#### Collected data ####

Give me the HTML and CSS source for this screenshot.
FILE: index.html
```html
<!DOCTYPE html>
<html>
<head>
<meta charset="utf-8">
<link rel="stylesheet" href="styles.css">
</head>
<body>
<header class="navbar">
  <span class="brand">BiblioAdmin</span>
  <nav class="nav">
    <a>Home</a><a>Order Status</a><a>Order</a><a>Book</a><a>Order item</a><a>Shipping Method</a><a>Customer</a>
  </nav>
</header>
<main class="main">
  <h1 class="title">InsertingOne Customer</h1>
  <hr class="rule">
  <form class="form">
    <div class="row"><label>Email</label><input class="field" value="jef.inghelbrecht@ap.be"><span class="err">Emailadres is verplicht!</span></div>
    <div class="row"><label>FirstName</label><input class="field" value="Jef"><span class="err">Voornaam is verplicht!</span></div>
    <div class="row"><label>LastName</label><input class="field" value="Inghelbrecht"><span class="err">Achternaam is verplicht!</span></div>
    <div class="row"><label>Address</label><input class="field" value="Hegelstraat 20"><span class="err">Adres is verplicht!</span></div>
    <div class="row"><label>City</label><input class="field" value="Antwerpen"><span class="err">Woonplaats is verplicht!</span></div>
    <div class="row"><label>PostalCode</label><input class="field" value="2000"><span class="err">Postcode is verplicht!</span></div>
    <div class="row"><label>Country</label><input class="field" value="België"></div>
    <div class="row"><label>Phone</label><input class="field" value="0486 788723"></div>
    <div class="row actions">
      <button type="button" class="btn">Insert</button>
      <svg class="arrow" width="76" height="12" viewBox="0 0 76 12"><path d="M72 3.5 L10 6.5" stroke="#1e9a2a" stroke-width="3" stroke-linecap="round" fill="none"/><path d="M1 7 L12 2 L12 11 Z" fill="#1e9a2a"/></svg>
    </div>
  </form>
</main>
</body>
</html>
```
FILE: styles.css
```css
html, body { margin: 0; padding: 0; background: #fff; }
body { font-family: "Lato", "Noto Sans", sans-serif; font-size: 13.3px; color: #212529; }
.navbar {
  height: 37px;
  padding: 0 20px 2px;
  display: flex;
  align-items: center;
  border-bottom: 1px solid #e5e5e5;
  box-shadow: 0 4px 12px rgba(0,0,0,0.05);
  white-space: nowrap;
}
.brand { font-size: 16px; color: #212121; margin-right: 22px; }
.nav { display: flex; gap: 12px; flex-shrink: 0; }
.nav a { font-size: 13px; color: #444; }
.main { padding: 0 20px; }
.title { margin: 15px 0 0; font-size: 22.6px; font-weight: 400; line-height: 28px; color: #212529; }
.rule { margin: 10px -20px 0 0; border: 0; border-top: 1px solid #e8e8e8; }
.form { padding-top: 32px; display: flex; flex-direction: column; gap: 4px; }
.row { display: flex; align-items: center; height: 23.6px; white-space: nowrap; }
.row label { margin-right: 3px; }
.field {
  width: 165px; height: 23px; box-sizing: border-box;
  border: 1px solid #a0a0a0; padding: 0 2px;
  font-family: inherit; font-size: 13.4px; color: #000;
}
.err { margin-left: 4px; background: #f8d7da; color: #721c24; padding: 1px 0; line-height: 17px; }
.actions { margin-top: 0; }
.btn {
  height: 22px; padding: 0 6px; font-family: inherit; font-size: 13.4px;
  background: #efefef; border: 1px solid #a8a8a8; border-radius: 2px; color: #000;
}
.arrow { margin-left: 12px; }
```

####

## Aim of the exercise
Retype the material in full, character for character.

## Complete answer
Give me the HTML and CSS source for this screenshot.
FILE: index.html
```html
<!DOCTYPE html>
<html>
<head>
<meta charset="utf-8">
<link rel="stylesheet" href="styles.css">
</head>
<body>
<header class="navbar">
  <span class="brand">BiblioAdmin</span>
  <nav class="nav">
    <a>Home</a><a>Order Status</a><a>Order</a><a>Book</a><a>Order item</a><a>Shipping Method</a><a>Customer</a>
  </nav>
</header>
<main class="main">
  <h1 class="title">InsertingOne Customer</h1>
  <hr class="rule">
  <form class="form">
    <div class="row"><label>Email</label><input class="field" value="jef.inghelbrecht@ap.be"><span class="err">Emailadres is verplicht!</span></div>
    <div class="row"><label>FirstName</label><input class="field" value="Jef"><span class="err">Voornaam is verplicht!</span></div>
    <div class="row"><label>LastName</label><input class="field" value="Inghelbrecht"><span class="err">Achternaam is verplicht!</span></div>
    <div class="row"><label>Address</label><input class="field" value="Hegelstraat 20"><span class="err">Adres is verplicht!</span></div>
    <div class="row"><label>City</label><input class="field" value="Antwerpen"><span class="err">Woonplaats is verplicht!</span></div>
    <div class="row"><label>PostalCode</label><input class="field" value="2000"><span class="err">Postcode is verplicht!</span></div>
    <div class="row"><label>Country</label><input class="field" value="België"></div>
    <div class="row"><label>Phone</label><input class="field" value="0486 788723"></div>
    <div class="row actions">
      <button type="button" class="btn">Insert</button>
      <svg class="arrow" width="76" height="12" viewBox="0 0 76 12"><path d="M72 3.5 L10 6.5" stroke="#1e9a2a" stroke-width="3" stroke-linecap="round" fill="none"/><path d="M1 7 L12 2 L12 11 Z" fill="#1e9a2a"/></svg>
    </div>
  </form>
</main>
</body>
</html>
```
FILE: styles.css
```css
html, body { margin: 0; padding: 0; background: #fff; }
body { font-family: "Lato", "Noto Sans", sans-serif; font-size: 13.3px; color: #212529; }
.navbar {
  height: 37px;
  padding: 0 20px 2px;
  display: flex;
  align-items: center;
  border-bottom: 1px solid #e5e5e5;
  box-shadow: 0 4px 12px rgba(0,0,0,0.05);
  white-space: nowrap;
}
.brand { font-size: 16px; color: #212121; margin-right: 22px; }
.nav { display: flex; gap: 12px; flex-shrink: 0; }
.nav a { font-size: 13px; color: #444; }
.main { padding: 0 20px; }
.title { margin: 15px 0 0; font-size: 22.6px; font-weight: 400; line-height: 28px; color: #212529; }
.rule { margin: 10px -20px 0 0; border: 0; border-top: 1px solid #e8e8e8; }
.form { padding-top: 32px; display: flex; flex-direction: column; gap: 4px; }
.row { display: flex; align-items: center; height: 23.6px; white-space: nowrap; }
.row label { margin-right: 3px; }
.field {
  width: 165px; height: 23px; box-sizing: border-box;
  border: 1px solid #a0a0a0; padding: 0 2px;
  font-family: inherit; font-size: 13.4px; color: #000;
}
.err { margin-left: 4px; background: #f8d7da; color: #721c24; padding: 1px 0; line-height: 17px; }
.actions { margin-top: 0; }
.btn {
  height: 22px; padding: 0 6px; font-family: inherit; font-size: 13.4px;
  background: #efefef; border: 1px solid #a8a8a8; border-radius: 2px; color: #000;
}
.arrow { margin-left: 12px; }
```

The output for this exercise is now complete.